Sumita Dutta – Tarana School Kathak of Dance

Kathak (Hindi: कथक) is one  of the eight forms of Indian classical dances, originated from Uttar Pradesh, India. This dance form traces its origins to the nomadic bards of ancient northern India, known as Kathaks, or storytellers. Its form today contains traces of temple and ritual dances, and the influence of the bhakti movement. From the 16th century onwards it absorbed certain features of Persian dance and Central Asian dance which were imported by the royal courts of the Mughal era.

The name Kathak is derived from the Sanskrit word katha meaning story, and katthaka in Sanskrit means he who tells a story, or to do with stories.

Kathaa kahe so kathak is a saying many teachers pass on to their pupils, which is generally translated, ‘s/he who tells a story, is a kathak’, but which can also be translated, ‘that which tells a story, that is Kathak.’

There are three major schools or gharanas of Kathak from which performers today generally draw their lineage: the gharanas of Jaipur,Lucknow and Benaras( in the courts of the Kachwaha Rajput kings, the Nawab of Oudh, and Varanasi respectively).

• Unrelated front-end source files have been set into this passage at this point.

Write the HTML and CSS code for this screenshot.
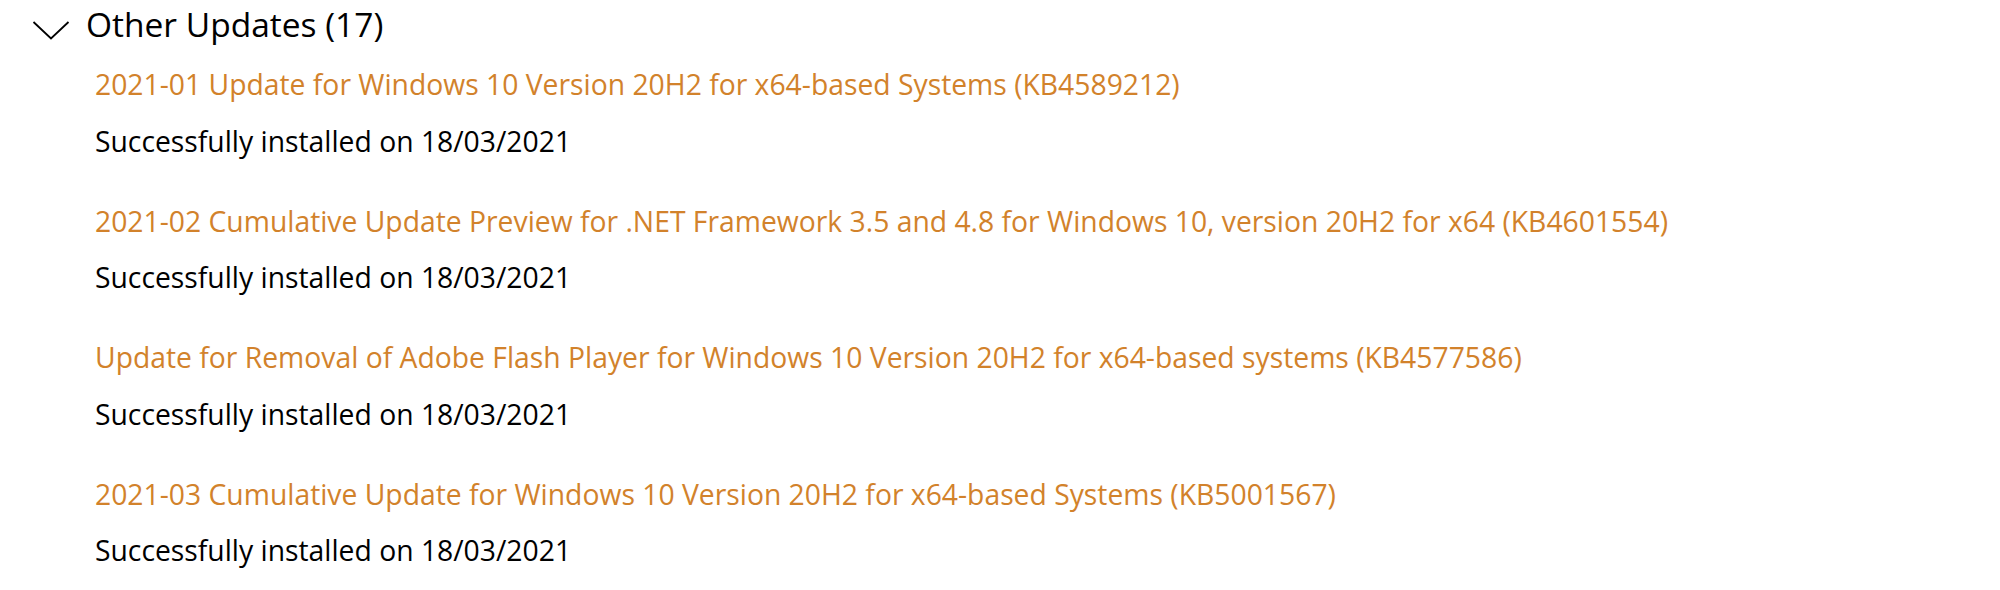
FILE: index.html
```html
<!DOCTYPE html>
<html lang="en">
<head>
<meta charset="utf-8">
<title>Update history</title>
<link rel="stylesheet" href="styles.css">
</head>
<body>
<section class="group">
  <div class="group-header">
    <svg class="chevron" width="38" height="20" viewBox="0 0 38 20" aria-hidden="true">
      <polyline points="1.5,2 19,18.5 36.5,2" fill="none" stroke="#000" stroke-width="1.8"/>
    </svg>
    <h2 class="group-title">Other Updates (17)</h2>
  </div>
  <ul class="updates">
    <li class="update">
      <a class="update-link" href="#">2021-01 Update for Windows 10 Version 20H2 for x64-based Systems (KB4589212)</a>
      <p class="update-status">Successfully installed on 18/03/2021</p>
    </li>
    <li class="update">
      <a class="update-link" href="#">2021-02 Cumulative Update Preview for .NET Framework 3.5 and 4.8 for Windows 10, version 20H2 for x64 (KB4601554)</a>
      <p class="update-status">Successfully installed on 18/03/2021</p>
    </li>
    <li class="update">
      <a class="update-link" href="#">Update for Removal of Adobe Flash Player for Windows 10 Version 20H2 for x64-based systems (KB4577586)</a>
      <p class="update-status">Successfully installed on 18/03/2021</p>
    </li>
    <li class="update">
      <a class="update-link" href="#">2021-03 Cumulative Update for Windows 10 Version 20H2 for x64-based Systems (KB5001567)</a>
      <p class="update-status">Successfully installed on 18/03/2021</p>
    </li>
  </ul>
</section>
</body>
</html>
```

FILE: styles.css
```css
html, body {
  margin: 0;
  padding: 0;
  background: #ffffff;
}

body {
  font-family: "Open Sans", "Noto Sans", "Liberation Sans", sans-serif;
  color: #000000;
}

.group {
  padding-top: 4px;
}

.group-header {
  display: flex;
  align-items: flex-start;
  height: 40px;
  padding-left: 32px;
}

.chevron {
  display: block;
  flex: none;
  margin-top: 16px;
  margin-right: 16px;
}

.group-title {
  margin: 0;
  font-size: 33.5px;
  font-weight: 400;
  line-height: 40px;
}

.updates {
  list-style: none;
  margin: 22px 0 0 0;
  padding: 0 0 0 95px;
  display: flex;
  flex-direction: column;
  gap: 44px;
}

.update {
  display: flex;
  flex-direction: column;
  align-items: flex-start;
  gap: 20.5px;
}

.update-link,
.update-status {
  font-size: 28.3px;
  line-height: 36px;
}

.update-link {
  color: #d2822b;
  text-decoration: none;
}

.update-status {
  margin: 0;
  color: #000000;
}
```
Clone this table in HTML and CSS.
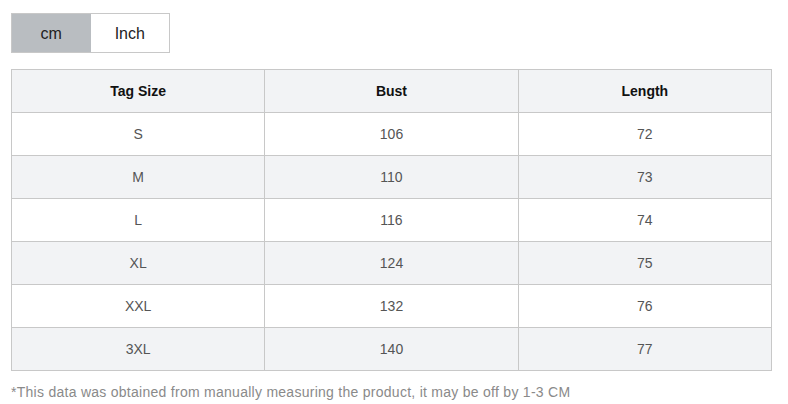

There is also a less prominent (and later) Raigarh gharana which amalgamated technique from all three preceding gharanas but became famous for its own distinctive compositions.

Kathak was later influenced by dancers and musicians from Persia and its themes changed from devotion to romanticism. It is the Persian influence over Kathak that gives it its similarity to another dance style – Flamenco, which was very much influenced by Gypsies from India.
Thus, with the Persian influence, Temple Kathak and Royal Court of Mughal Emperors’ Kathak became two distinct styles with different themes, costumes and music. Temple Kathak uses rich, dramatic expressions to tell stories of mythological and spiritual significance, while the Royal Court style focuses on improvised rhythmic displays, fast footwork and grandiose pirouettes.

The impressive features of both Temple and Royal Court Kathak have now been integrated into one style that balances the spiritual and physical aspects into one unified dance form.